Given data —
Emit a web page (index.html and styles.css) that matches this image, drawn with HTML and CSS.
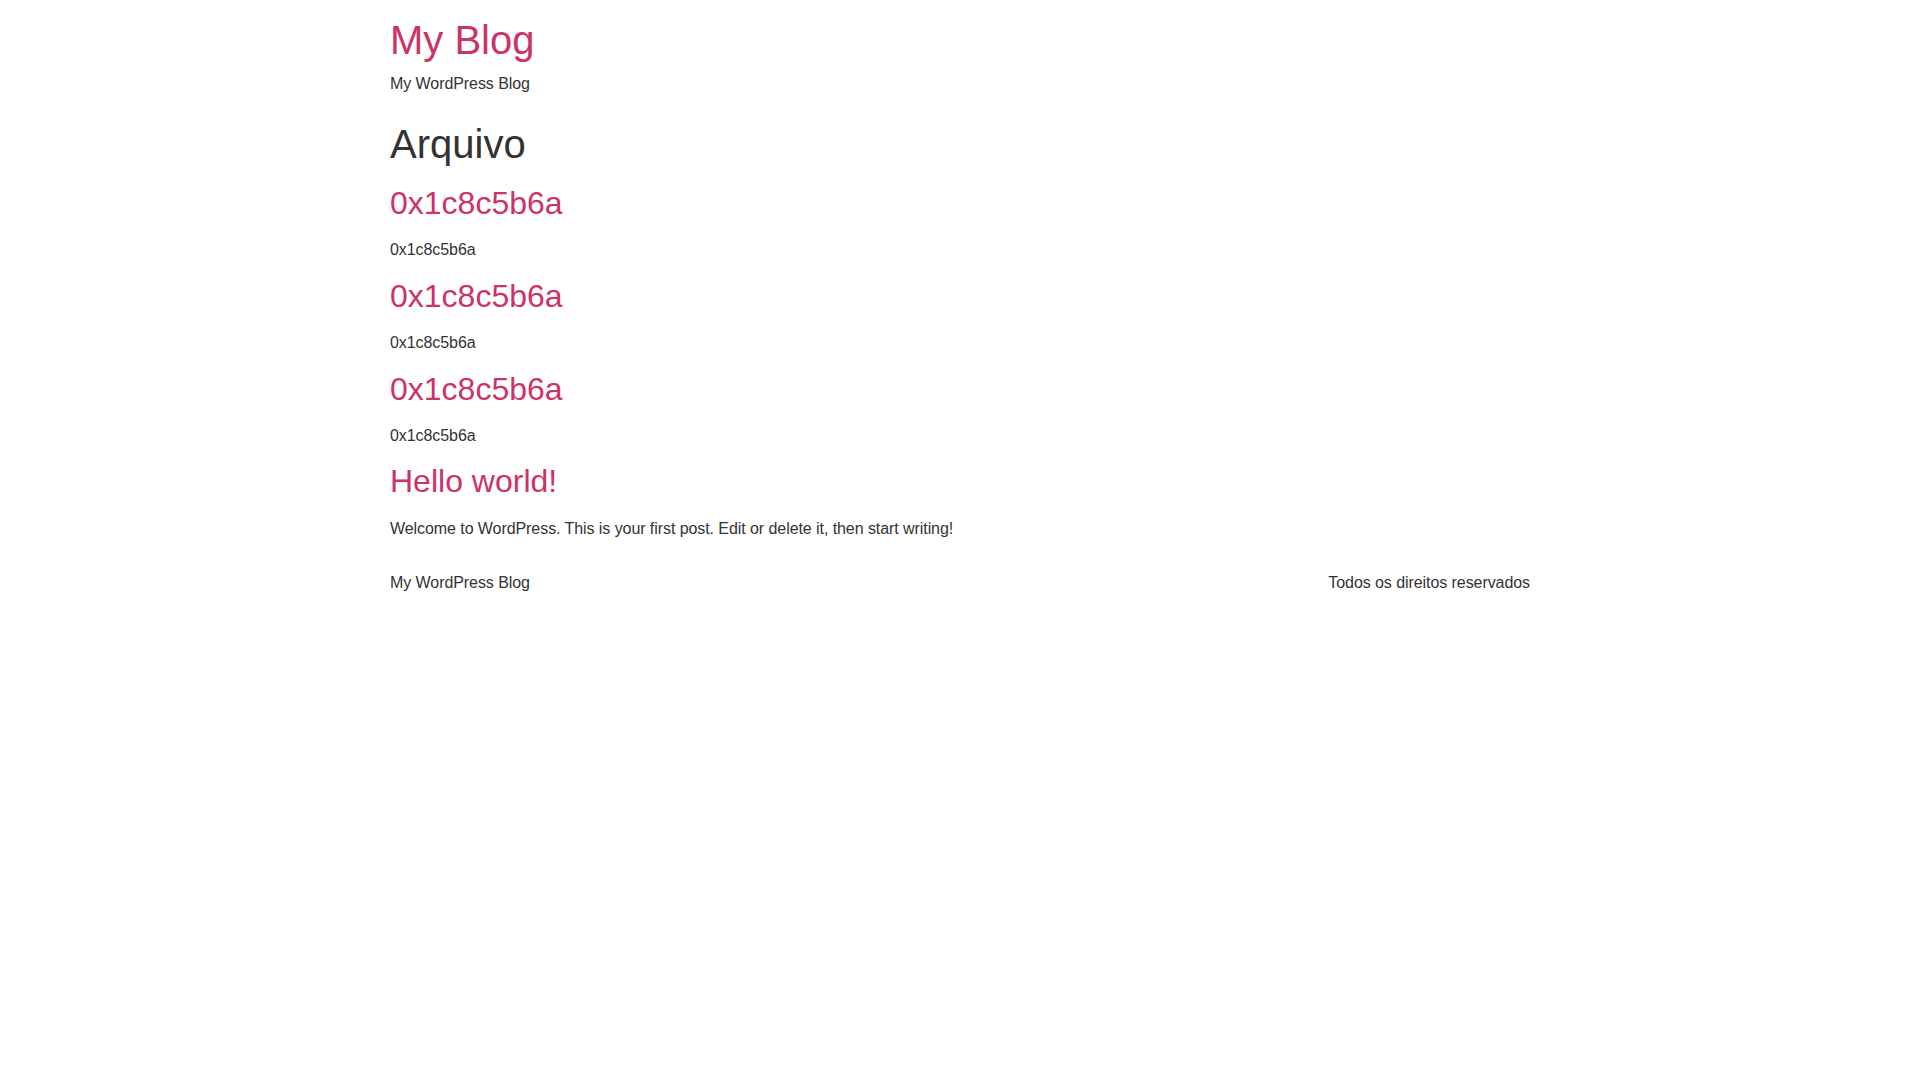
FILE: index.html
```html
<!DOCTYPE html>
<html lang="pt-BR">
<head>
  <meta charset="UTF-8">
  <meta name="viewport" content="width=device-width, initial-scale=1.0">
  <title>Arquivo – My Blog</title>
  <link rel="stylesheet" href="styles.css">
</head>
<body>
  <!-- Cabeçalho -->
  <header class="site-header">
    <div class="site-branding">
      <h1 class="site-title"><a href="#">My Blog</a></h1>
      <p class="site-description">My WordPress Blog</p>
    </div>
  </header>

  <!-- Arquivo de posts -->
  <main class="site-main">
    <header class="page-header">
      <h1 class="entry-title">Arquivo</h1>
    </header>
    <div class="page-content">
      <article class="post">
        <h2 class="entry-title"><a href="#">0x1c8c5b6a</a></h2>
        <p>0x1c8c5b6a</p>
      </article>
      <article class="post">
        <h2 class="entry-title"><a href="#">0x1c8c5b6a</a></h2>
        <p>0x1c8c5b6a</p>
      </article>
      <article class="post">
        <h2 class="entry-title"><a href="#">0x1c8c5b6a</a></h2>
        <p>0x1c8c5b6a</p>
      </article>
      <article class="post">
        <h2 class="entry-title"><a href="#">Hello world!</a></h2>
        <p>Welcome to WordPress. This is your first post. Edit or delete it, then start writing!</p>
      </article>
    </div>
  </main>

  <!-- Rodapé -->
  <footer class="site-footer">
    <div class="footer-inner">
      <p class="site-description">My WordPress Blog</p>
      <div class="copyright">
        <p>Todos os direitos reservados</p>
      </div>
    </div>
  </footer>
</body>
</html>
```

FILE: styles.css
```css
/* Base */
html {
  line-height: 1.15;
}
body {
  margin: 0;
  font-family: "Liberation Sans", Arial, sans-serif;
  font-size: 16px;
  font-weight: 400;
  line-height: 1.5;
  letter-spacing: -0.07px;
  color: #333;
  background: #fff;
}
a {
  color: #c36;
  text-decoration: none;
}
h1, h2 {
  margin: 8px 0 16px;
  font-weight: 500;
  line-height: 1.2;
  letter-spacing: normal;
}
h1 { font-size: 40px; }
h2 { font-size: 32px; }
p {
  margin: 0 0 14.4px;
}

/* Containers */
.site-header,
.site-main,
.site-footer {
  max-width: 1140px;
  margin: 0 auto;
}

/* Cabeçalho */
.site-header {
  padding: 16px 0;
}
.site-header .site-title {
  margin: 0 0 8px;
}
.site-description {
  margin: 0;
}

/* Rodapé */
.site-footer {
  padding: 16px 0;
}
.footer-inner {
  display: flex;
  justify-content: space-between;
  align-items: center;
}
.copyright p {
  margin: 0;
}
```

The problem — Take the listing above and restate it word for word, without its pictures.

Answer to the exercise —
Emit a web page (index.html and styles.css) that matches this image, drawn with HTML and CSS.
FILE: index.html
```html
<!DOCTYPE html>
<html lang="pt-BR">
<head>
  <meta charset="UTF-8">
  <meta name="viewport" content="width=device-width, initial-scale=1.0">
  <title>Arquivo – My Blog</title>
  <link rel="stylesheet" href="styles.css">
</head>
<body>
  <!-- Cabeçalho -->
  <header class="site-header">
    <div class="site-branding">
      <h1 class="site-title"><a href="#">My Blog</a></h1>
      <p class="site-description">My WordPress Blog</p>
    </div>
  </header>

  <!-- Arquivo de posts -->
  <main class="site-main">
    <header class="page-header">
      <h1 class="entry-title">Arquivo</h1>
    </header>
    <div class="page-content">
      <article class="post">
        <h2 class="entry-title"><a href="#">0x1c8c5b6a</a></h2>
        <p>0x1c8c5b6a</p>
      </article>
      <article class="post">
        <h2 class="entry-title"><a href="#">0x1c8c5b6a</a></h2>
        <p>0x1c8c5b6a</p>
      </article>
      <article class="post">
        <h2 class="entry-title"><a href="#">0x1c8c5b6a</a></h2>
        <p>0x1c8c5b6a</p>
      </article>
      <article class="post">
        <h2 class="entry-title"><a href="#">Hello world!</a></h2>
        <p>Welcome to WordPress. This is your first post. Edit or delete it, then start writing!</p>
      </article>
    </div>
  </main>

  <!-- Rodapé -->
  <footer class="site-footer">
    <div class="footer-inner">
      <p class="site-description">My WordPress Blog</p>
      <div class="copyright">
        <p>Todos os direitos reservados</p>
      </div>
    </div>
  </footer>
</body>
</html>
```

FILE: styles.css
```css
/* Base */
html {
  line-height: 1.15;
}
body {
  margin: 0;
  font-family: "Liberation Sans", Arial, sans-serif;
  font-size: 16px;
  font-weight: 400;
  line-height: 1.5;
  letter-spacing: -0.07px;
  color: #333;
  background: #fff;
}
a {
  color: #c36;
  text-decoration: none;
}
h1, h2 {
  margin: 8px 0 16px;
  font-weight: 500;
  line-height: 1.2;
  letter-spacing: normal;
}
h1 { font-size: 40px; }
h2 { font-size: 32px; }
p {
  margin: 0 0 14.4px;
}

/* Containers */
.site-header,
.site-main,
.site-footer {
  max-width: 1140px;
  margin: 0 auto;
}

/* Cabeçalho */
.site-header {
  padding: 16px 0;
}
.site-header .site-title {
  margin: 0 0 8px;
}
.site-description {
  margin: 0;
}

/* Rodapé */
.site-footer {
  padding: 16px 0;
}
.footer-inner {
  display: flex;
  justify-content: space-between;
  align-items: center;
}
.copyright p {
  margin: 0;
}
```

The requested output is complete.